*Set task*.
Write out the material exactly, without any of its pictures.

— begin Source data —

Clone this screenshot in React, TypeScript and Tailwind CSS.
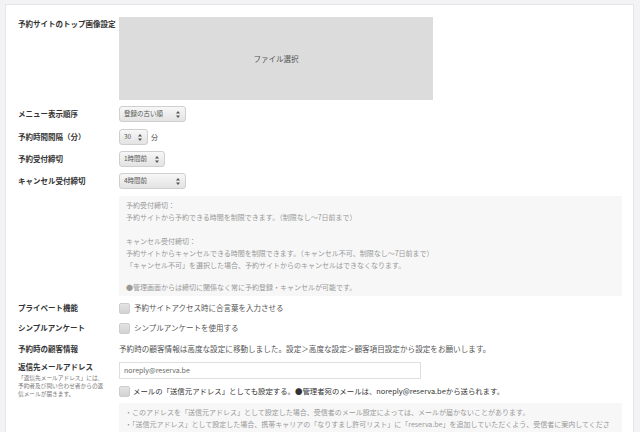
import React from "react";

const font = { fontFamily: '"Noto Sans CJK JP", "Noto Sans", sans-serif' };

function Arrows() {
  return (
    <svg width="4" height="7" viewBox="0 0 4 7" className="shrink-0">
      <path d="M2 0 L4 2.6 L0 2.6 Z" fill="#555" />
      <path d="M2 7 L4 4.4 L0 4.4 Z" fill="#555" />
    </svg>
  );
}

function Select({ value, w }: { value: string; w: string }) {
  return (
    <div
      className={`${w} h-[16px] flex items-center justify-between pl-[4px] pr-[5px] rounded-[3px] border border-[#cfcfcf] bg-gradient-to-b from-[#f7f7f7] to-[#e3e3e3] text-[6.5px] text-[#555]`}
    >
      <span>{value}</span>
      <Arrows />
    </div>
  );
}

function Check() {
  return (
    <div className="w-[11px] h-[11px] shrink-0 rounded-[2px] border border-[#cdcdcd] bg-gradient-to-b from-[#e4e4e4] to-[#d2d2d2]" />
  );
}

function Label({ children }: { children: React.ReactNode }) {
  return (
    <div className="w-[101px] shrink-0 text-[7.5px] font-bold text-[#333] leading-[10px]">
      {children}
    </div>
  );
}

export default function App() {
  return (
    <div className="w-[640px] h-[432px] overflow-hidden bg-[#f3f3f5] pt-[4px] pl-[5px] pr-[6px]" style={font}>
      <div className="h-[440px] bg-white border border-[#e6e6e8] pt-[12px] pl-[12px] pr-[11px]">
        {/* top image */}
        <div className="flex">
          <Label>
            <div className="pt-[2px]">予約サイトのトップ画像設定</div>
          </Label>
          <div className="w-[314px] h-[83px] bg-[#dcdcdc] flex items-center justify-center text-[7.5px] text-[#555]">
            ファイル選択
          </div>
        </div>

        <div className="flex items-center mt-[6px]">
          <Label>メニュー表示順序</Label>
          <Select value="登録の古い順" w="w-[67px]" />
        </div>
        <div className="flex items-center mt-[7px]">
          <Label>予約時間間隔（分）</Label>
          <Select value="30" w="w-[29px]" />
          <span className="ml-[3px] text-[7px] text-[#444]">分</span>
        </div>
        <div className="flex items-center mt-[6px]">
          <Label>予約受付締切</Label>
          <Select value="1時間前" w="w-[46px]" />
        </div>
        <div className="flex items-center mt-[6px]">
          <Label>キャンセル受付締切</Label>
          <Select value="4時間前" w="w-[67px]" />
        </div>

        <div className="flex mt-[7px]">
          <div className="w-[101px] shrink-0" />
          <div className="flex-1 h-[100px] bg-[#f7f7f7] pt-[3px] pl-[7px] text-[7px] leading-[12px] text-[#999]">
            <div>予約受付締切：</div>
            <div>予約サイトから予約できる時間を制限できます。（制限なし〜7日前まで）</div>
            <div className="h-[12px]" />
            <div>キャンセル受付締切：</div>
            <div>予約サイトからキャンセルできる時間を制限できます。（キャンセル不可、制限なし〜7日前まで）</div>
            <div>「キャンセル不可」を選択した場合、予約サイトからのキャンセルはできなくなります。</div>
            <div className="h-[10px]" />
            <div>●管理画面からは締切に関係なく常に予約登録・キャンセルが可能です。</div>
          </div>
        </div>

        <div className="flex items-center h-[20px] mt-[2px]">
          <Label>プライベート機能</Label>
          <Check />
          <span className="ml-[4px] text-[7.5px] text-[#555]">予約サイトアクセス時に合言葉を入力させる</span>
        </div>
        <div className="flex items-center h-[20px]">
          <Label>シンプルアンケート</Label>
          <Check />
          <span className="ml-[4px] text-[7.5px] text-[#555]">シンプルアンケートを使用する</span>
        </div>
        <div className="flex items-center h-[20px] mt-[1px]">
          <Label>予約時の顧客情報</Label>
          <span className="text-[7.6px] text-[#555]">
            予約時の顧客情報は高度な設定に移動しました。設定＞高度な設定＞顧客項目設定から設定をお願いします。
          </span>
        </div>

        <div className="flex mt-[3px]">
          <div className="w-[101px] shrink-0">
            <div className="text-[7.5px] font-bold text-[#333] leading-[10px]">返信先メールアドレス</div>
            <div className="mt-[2px] text-[5.7px] leading-[8px] text-[#777]">
              <div>「返信先メールアドレス」には、</div>
              <div>予約者及び問い合わせ者からの返</div>
              <div>信メールが届きます。</div>
            </div>
          </div>
          <div className="flex-1">
            <div className="w-[302px] h-[17px] border border-[#dedede] flex items-center pl-[4px] text-[7px] text-[#666]">
              noreply@reserva.be
            </div>
            <div className="flex items-center h-[12px] mt-[6px]">
              <Check />
              <span className="ml-[3px] text-[7.4px] text-[#333]">
                メールの「送信元アドレス」としても設定する。●管理者宛のメールは、noreply@reserva.beから送られます。
              </span>
            </div>
            <div className="mt-[6px] h-[60px] bg-[#f7f7f7] pt-[3px] pl-[6px] pr-[12px] text-[7px] leading-[12px] text-[#999]">
              <div>・このアドレスを「送信元アドレス」として設定した場合、受信者のメール設定によっては、メールが届かないことがあります。</div>
              <div>・「送信元アドレス」として設定した場合、携帯キャリアの「なりすまし許可リスト」に「reserva.be」を追加していただくよう、受信者に案内してください。</div>
            </div>
          </div>
        </div>
      </div>
    </div>
  );
}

— end Source data —

*Problem solution*.
Clone this screenshot in React, TypeScript and Tailwind CSS.
import React from "react";

const font = { fontFamily: '"Noto Sans CJK JP", "Noto Sans", sans-serif' };

function Arrows() {
  return (
    <svg width="4" height="7" viewBox="0 0 4 7" className="shrink-0">
      <path d="M2 0 L4 2.6 L0 2.6 Z" fill="#555" />
      <path d="M2 7 L4 4.4 L0 4.4 Z" fill="#555" />
    </svg>
  );
}

function Select({ value, w }: { value: string; w: string }) {
  return (
    <div
      className={`${w} h-[16px] flex items-center justify-between pl-[4px] pr-[5px] rounded-[3px] border border-[#cfcfcf] bg-gradient-to-b from-[#f7f7f7] to-[#e3e3e3] text-[6.5px] text-[#555]`}
    >
      <span>{value}</span>
      <Arrows />
    </div>
  );
}

function Check() {
  return (
    <div className="w-[11px] h-[11px] shrink-0 rounded-[2px] border border-[#cdcdcd] bg-gradient-to-b from-[#e4e4e4] to-[#d2d2d2]" />
  );
}

function Label({ children }: { children: React.ReactNode }) {
  return (
    <div className="w-[101px] shrink-0 text-[7.5px] font-bold text-[#333] leading-[10px]">
      {children}
    </div>
  );
}

export default function App() {
  return (
    <div className="w-[640px] h-[432px] overflow-hidden bg-[#f3f3f5] pt-[4px] pl-[5px] pr-[6px]" style={font}>
      <div className="h-[440px] bg-white border border-[#e6e6e8] pt-[12px] pl-[12px] pr-[11px]">
        {/* top image */}
        <div className="flex">
          <Label>
            <div className="pt-[2px]">予約サイトのトップ画像設定</div>
          </Label>
          <div className="w-[314px] h-[83px] bg-[#dcdcdc] flex items-center justify-center text-[7.5px] text-[#555]">
            ファイル選択
          </div>
        </div>

        <div className="flex items-center mt-[6px]">
          <Label>メニュー表示順序</Label>
          <Select value="登録の古い順" w="w-[67px]" />
        </div>
        <div className="flex items-center mt-[7px]">
          <Label>予約時間間隔（分）</Label>
          <Select value="30" w="w-[29px]" />
          <span className="ml-[3px] text-[7px] text-[#444]">分</span>
        </div>
        <div className="flex items-center mt-[6px]">
          <Label>予約受付締切</Label>
          <Select value="1時間前" w="w-[46px]" />
        </div>
        <div className="flex items-center mt-[6px]">
          <Label>キャンセル受付締切</Label>
          <Select value="4時間前" w="w-[67px]" />
        </div>

        <div className="flex mt-[7px]">
          <div className="w-[101px] shrink-0" />
          <div className="flex-1 h-[100px] bg-[#f7f7f7] pt-[3px] pl-[7px] text-[7px] leading-[12px] text-[#999]">
            <div>予約受付締切：</div>
            <div>予約サイトから予約できる時間を制限できます。（制限なし〜7日前まで）</div>
            <div className="h-[12px]" />
            <div>キャンセル受付締切：</div>
            <div>予約サイトからキャンセルできる時間を制限できます。（キャンセル不可、制限なし〜7日前まで）</div>
            <div>「キャンセル不可」を選択した場合、予約サイトからのキャンセルはできなくなります。</div>
            <div className="h-[10px]" />
            <div>●管理画面からは締切に関係なく常に予約登録・キャンセルが可能です。</div>
          </div>
        </div>

        <div className="flex items-center h-[20px] mt-[2px]">
          <Label>プライベート機能</Label>
          <Check />
          <span className="ml-[4px] text-[7.5px] text-[#555]">予約サイトアクセス時に合言葉を入力させる</span>
        </div>
        <div className="flex items-center h-[20px]">
          <Label>シンプルアンケート</Label>
          <Check />
          <span className="ml-[4px] text-[7.5px] text-[#555]">シンプルアンケートを使用する</span>
        </div>
        <div className="flex items-center h-[20px] mt-[1px]">
          <Label>予約時の顧客情報</Label>
          <span className="text-[7.6px] text-[#555]">
            予約時の顧客情報は高度な設定に移動しました。設定＞高度な設定＞顧客項目設定から設定をお願いします。
          </span>
        </div>

        <div className="flex mt-[3px]">
          <div className="w-[101px] shrink-0">
            <div className="text-[7.5px] font-bold text-[#333] leading-[10px]">返信先メールアドレス</div>
            <div className="mt-[2px] text-[5.7px] leading-[8px] text-[#777]">
              <div>「返信先メールアドレス」には、</div>
              <div>予約者及び問い合わせ者からの返</div>
              <div>信メールが届きます。</div>
            </div>
          </div>
          <div className="flex-1">
            <div className="w-[302px] h-[17px] border border-[#dedede] flex items-center pl-[4px] text-[7px] text-[#666]">
              noreply@reserva.be
            </div>
            <div className="flex items-center h-[12px] mt-[6px]">
              <Check />
              <span className="ml-[3px] text-[7.4px] text-[#333]">
                メールの「送信元アドレス」としても設定する。●管理者宛のメールは、noreply@reserva.beから送られます。
              </span>
            </div>
            <div className="mt-[6px] h-[60px] bg-[#f7f7f7] pt-[3px] pl-[6px] pr-[12px] text-[7px] leading-[12px] text-[#999]">
              <div>・このアドレスを「送信元アドレス」として設定した場合、受信者のメール設定によっては、メールが届かないことがあります。</div>
              <div>・「送信元アドレス」として設定した場合、携帯キャリアの「なりすまし許可リスト」に「reserva.be」を追加していただくよう、受信者に案内してください。</div>
            </div>
          </div>
        </div>
      </div>
    </div>
  );
}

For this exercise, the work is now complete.